La Wuxiao (Urumqi’s No.5 Primary School), con la sua rappresentativa Under 13 ha vinto tutte le edizioni della Weifang Cup (il torneo internazionale più importante di Cina) dal 2012 al 2016 sbaragliando con ampie vittorie anche le rappresentative estere di Corea e Giappone. L’allenatore di questa selezione si chiama Yali Memet, un ex giocatore proveniente dalla prefettura kazaka dello Xinjiang, che, dopo aver studiato per diventare insegnante di educazione fisica, ha lavorato nelle scuole della provincia per 22 anni fino a diventare vice presidente dell’istituto.

«Per quel che posso ricordare», ha dichiarato Memet in un’intervista al Global Times «nei 22 anni in cui ho allenato siamo stati incoronati campioni in tutte quante le manifestazioni. Siamo arrivati secondi giusto un paio di volte. I nostri giocatori sono tutti quanti Uiguri. I genitori dei ragazzi di etnia Han vogliono che i loro figli si focalizzino maggiormente sullo studio e che non perdano tempo in attività calcistiche. Al contrario i ragazzi uiguri non hanno alcun feeling con la scuola e credono che lo studio sia completamente inutile. Addirittura molti di questi smettono di studiare dopo le scuole elementari. I loro genitori li mandano a lavorare per racimolare soldi il prima possibile».

Al fine di non sprecare il talento che sta emergendo, alcuni club di Chinese Super League, negli ultimi anni hanno effettuato operazioni di scouting nello Xinjiang, prelevando i migliori talenti da aggregare nelle proprie academy. Il Guangzhou R&F di Dragan Stoijkovic è il club che si è maggiormente impegnato su questo fronte, come riportato dal servizio fotografico di Yuyang Liu, che ritrae la vita di giovani uiguri dagli 8 ai 14 anni, nella R&F Soccer School, a 4200 chilometri dalla propria terra natale, alla ricerca del proprio sogno calcistico.

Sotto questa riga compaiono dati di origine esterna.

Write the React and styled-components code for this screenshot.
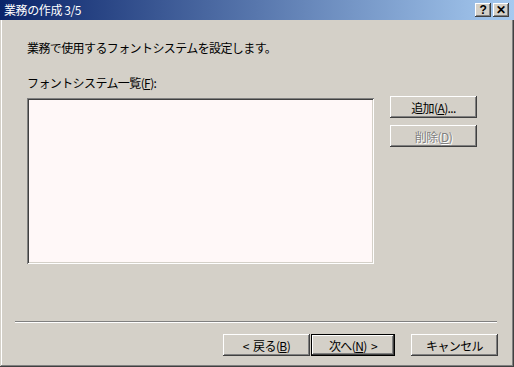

Una convocazione riparatoria?

Lo scorso settembre, la Nazionale cinese di Marcello Lippi ha convocato per la prima volta nella sua storia un calciatore uiguro, cioè Mirmathejan Muzepper, centrocampista del Tianjin Teda (squadra anche di Obi Mikel), originario di Kasghar. Muzepper ha fatto il suo esordio nell’amichevole persa a Doha contro il Qatar per 1-0. Il calciatore, 27 anni compiuti, aveva vestito la maglia della nazionale solamente con l’Under 20 e l’Under 23, fra il 2010 e il 2012 partecipando anche agli Asian Games.

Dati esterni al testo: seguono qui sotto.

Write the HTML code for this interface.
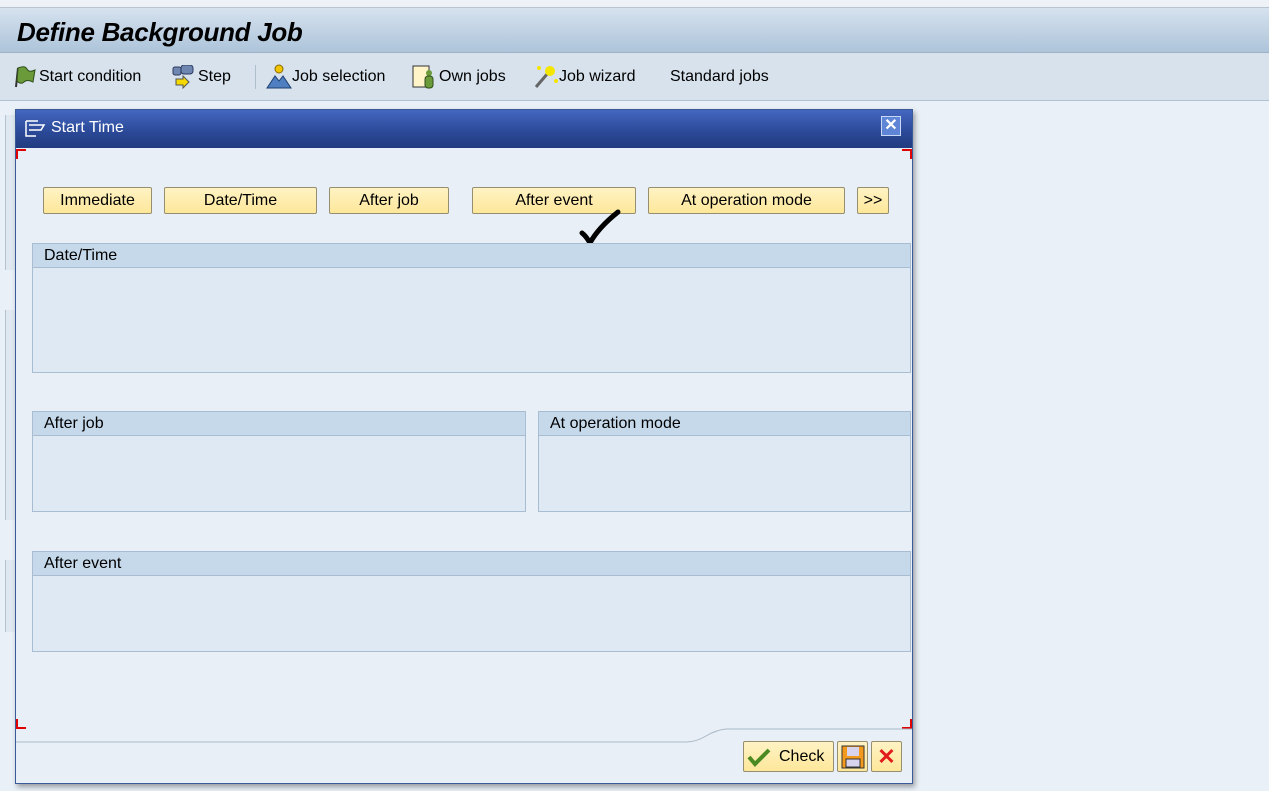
<!DOCTYPE html><html><head><style>
body{margin:0;width:1269px;height:791px;background:#e9f0f7;font-family:"Liberation Sans",sans-serif;position:relative;overflow:hidden;font-size:15px;color:#000}
.abs{position:absolute}
#top{left:0;top:0;width:1269px;height:7px;background:#eef2f6;border-bottom:1px solid #b8c4d0}
#title{left:0;top:8px;width:1269px;height:44px;background:linear-gradient(#d6e2ee,#adc4da);border-bottom:1px solid #9fb1c4}
#title span{position:absolute;left:17px;top:9px;font-size:26px;font-weight:bold;font-style:italic;letter-spacing:-0.3px}
#tb{left:0;top:53px;width:1269px;height:47px;background:#d7e2ec;border-bottom:1px solid #b3c2d0}
.ti{position:absolute;top:15px;font-size:16px}
#dlg{left:15px;top:109px;width:896px;height:673px;background:#e8eff6;border:1px solid #3a5a9a;box-shadow:2px 3px 5px rgba(0,0,0,.35)}
#dt{left:0;top:0;width:896px;height:38px;background:linear-gradient(#4467c0,#2a4896 60%,#223c80)}
.btn{position:absolute;top:77px;height:27px;background:linear-gradient(#fff3c4,#fde79a);border:1px solid #958f70;border-radius:2px;text-align:center;line-height:25px;font-size:16px;box-sizing:border-box}
.grp{position:absolute;border:1px solid #a9bdd2;background:#dfe9f3;box-sizing:border-box}
.grp div{height:23px;background:#c5d9ea;border-bottom:1px solid #a9bdd2;padding-left:11px;line-height:23px;font-size:16px}
.rc{position:absolute;width:8px;height:8px;border-color:#e00000;border-style:solid;border-width:0}
</style></head><body>
<div class="abs" id="top"></div>
<div class="abs" id="title"><span>Define Background Job</span></div>
<div class="abs" id="tb">
<svg class="abs" style="left:13px;top:12px" width="24" height="24"><path d="M3 22L5 3" stroke="#333" stroke-width="2"/><path d="M5 3Q12 0 14 4T22 5L20 17Q14 14 11 17T4 16Z" fill="#6a9a3a" stroke="#2f4f1a"/></svg>
<span class="ti" style="left:39px">Start condition</span>
<svg class="abs" style="left:172px;top:12px" width="24" height="24"><rect x="1" y="2" width="8" height="8" rx="2" fill="#6f86b0" stroke="#2d3b60"/><rect x="9" y="0" width="12" height="9" rx="3" fill="#6f86b0" stroke="#2d3b60"/><path d="M4 14h7v-3l6 6-6 6v-3H4z" fill="#f5d800" stroke="#555"/></svg>
<span class="ti" style="left:198px">Step</span>
<div class="abs" style="left:255px;top:12px;width:1px;height:24px;background:#b0bfcc"></div>
<svg class="abs" style="left:266px;top:10px" width="26" height="26"><circle cx="13" cy="6" r="4" fill="#f2c300" stroke="#8a6b00"/><path d="M1 25L9 13L13 18L17 13L25 25Z" fill="#4f7fc0" stroke="#1d3f70"/></svg>
<span class="ti" style="left:292px">Job selection</span>
<svg class="abs" style="left:412px;top:11px" width="26" height="26"><rect x="1" y="2" width="16" height="21" fill="#fff5c8" stroke="#333"/><circle cx="17" cy="9" r="3" fill="#6a9a3a"/><rect x="13" y="12" width="8" height="12" rx="3" fill="#6a9a3a" stroke="#2f4f1a"/></svg>
<span class="ti" style="left:439px">Own jobs</span>
<svg class="abs" style="left:533px;top:10px" width="26" height="26"><path d="M3 24L15 10" stroke="#666" stroke-width="3"/><circle cx="17" cy="8" r="5" fill="#f5e600"/><circle cx="6" cy="5" r="2" fill="#f5e600"/><circle cx="23" cy="18" r="2" fill="#f5e600"/></svg>
<span class="ti" style="left:559px">Job wizard</span>
<span class="ti" style="left:670px">Standard jobs</span>
</div>
<div class="abs" style="left:5px;top:115px;width:12px;height:155px;border-left:1px solid #b3c2d0;background:#dfe8f1"></div>
<div class="abs" style="left:5px;top:310px;width:12px;height:210px;border-left:1px solid #b3c2d0;background:#dfe8f1"></div>
<div class="abs" style="left:5px;top:560px;width:12px;height:72px;border-left:1px solid #b3c2d0;background:#dfe8f1"></div>
<div class="abs" id="dlg">
<div class="abs" id="dt">
<svg class="abs" style="left:9px;top:10px" width="22" height="18"><path d="M1 1h12M1 1v15h10M4 5h15l-3 5H4" fill="none" stroke="#fff" stroke-width="1.5"/></svg>
<span class="abs" style="left:35px;top:9px;color:#fff;font-size:16px">Start Time</span>
<div class="abs" style="left:865px;top:6px;width:20px;height:20px;background:#5f86d6;border:1px solid #c8d8f5;box-sizing:border-box;color:#fff;text-align:center;line-height:18px;font-weight:bold;font-size:16px">✕</div>
</div>
<div class="rc" style="left:0;top:39px;border-top-width:2px;border-left-width:2px"></div>
<div class="rc" style="right:0;top:39px;border-top-width:2px;border-right-width:2px"></div>
<div class="rc" style="left:0;top:609px;border-bottom-width:2px;border-left-width:2px"></div>
<div class="rc" style="right:0;top:609px;border-bottom-width:2px;border-right-width:2px"></div>
<div class="btn" style="left:27px;width:109px">Immediate</div>
<div class="btn" style="left:148px;width:153px">Date/Time</div>
<div class="btn" style="left:313px;width:120px">After job</div>
<div class="btn" style="left:456px;width:164px">After event</div>
<div class="btn" style="left:632px;width:197px">At operation mode</div>
<div class="btn" style="left:841px;width:32px">&gt;&gt;</div>
<svg class="abs" style="left:560px;top:98px" width="50" height="40"><path d="M6 25Q10 28 14 35Q22 20 42 4" fill="none" stroke="#000" stroke-width="5" stroke-linecap="round"/></svg>
<div class="grp" style="left:16px;top:133px;width:879px;height:130px"><div>Date/Time</div></div>
<div class="grp" style="left:16px;top:301px;width:494px;height:101px"><div>After job</div></div>
<div class="grp" style="left:522px;top:301px;width:373px;height:101px"><div>At operation mode</div></div>
<div class="grp" style="left:16px;top:441px;width:879px;height:101px"><div>After event</div></div>
<svg class="abs" style="left:0;top:615px" width="896" height="20"><path d="M0 17H670Q680 17 690 11T710 4H896" fill="none" stroke="#a9b8c6"/></svg>
<div class="btn" style="left:727px;top:631px;width:91px;height:31px;line-height:29px;text-align:left;padding-left:35px">Check
<svg class="abs" style="left:3px;top:5px" width="24" height="20"><path d="M2 10L8 17L22 3" fill="none" stroke="#4a8a20" stroke-width="4"/></svg></div>
<div class="btn" style="left:821px;top:631px;width:31px;height:31px">
<svg width="26" height="26" style="margin-top:2px"><rect x="2" y="2" width="22" height="22" fill="#f39a1c" stroke="#333"/><rect x="7" y="3" width="12" height="9" fill="#d8d4ee"/><rect x="6" y="15" width="14" height="8" fill="#d8d4ee" stroke="#333"/></svg></div>
<div class="btn" style="left:855px;top:631px;width:31px;height:31px;color:#e21b1b;font-weight:bold;font-size:22px;line-height:29px">✕</div>
</div>
</body></html>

In vista della preparazione per l’Asian Cup del 2019, Muzepper ha disputato tutte e cinque le amichevoli da settembre ad oggi, partendo sempre dalla panchina. La curiosità attorno questa convocazione è data dal fatto che la stampa internazionale specialistica ha preso la palla al balzo, parlando del primo giocatore uiguro a vestire la maglia della nazionale maggiore, mentre le agenzie statali cinesi non hanno affatto menzionato le sue origini.

Questa storia non ha però un lieto fine, dato che, nella lista dei 25 giocatori diramata da Marcello Lippi per la Coppa d’Asia di quest’anno, il nome di Mirmathejan Muzepper poi è scomparso. Forse, ma questo non è altro che un sospetto, le precedenti convocazioni avevano poco a che fare con il calcio ed erano dirette a calmare la delicata situazione con lo Xinjang.

Attualmente vi sono 10 giocatori in Chinese Super League di origine uigura, ma nessuno di questi, eccezion fatta per Muzepper, è titolare nel proprio club. Nel 2019 ci auguriamo che Erpan Ezimjan possa tornare in campo e magari in futuro debuttare con lo Jiangsu Suning, per poi conquistarsi una chiamata con la Nazionale maggiore con il nuovo CT della nazionale cinese, che succederà a Marcello Lippi dopo la Coppa d’Asia. Ovviamente rimane da verificare quelle che saranno le sue condizioni fisiche e soprattutto mentali dopo aver passato un anno in reclusione con la sola colpa di far parte di una determinato etnia.

La storia di Erpan Ezimjan non è solo quella di un talento promettente che rischia di perdersi per strada per motivi politici, ma anche quella di un testimone di una situazione politica ed umanitaria drammatica, che la Cina vuole nascondere agli occhi del mondo.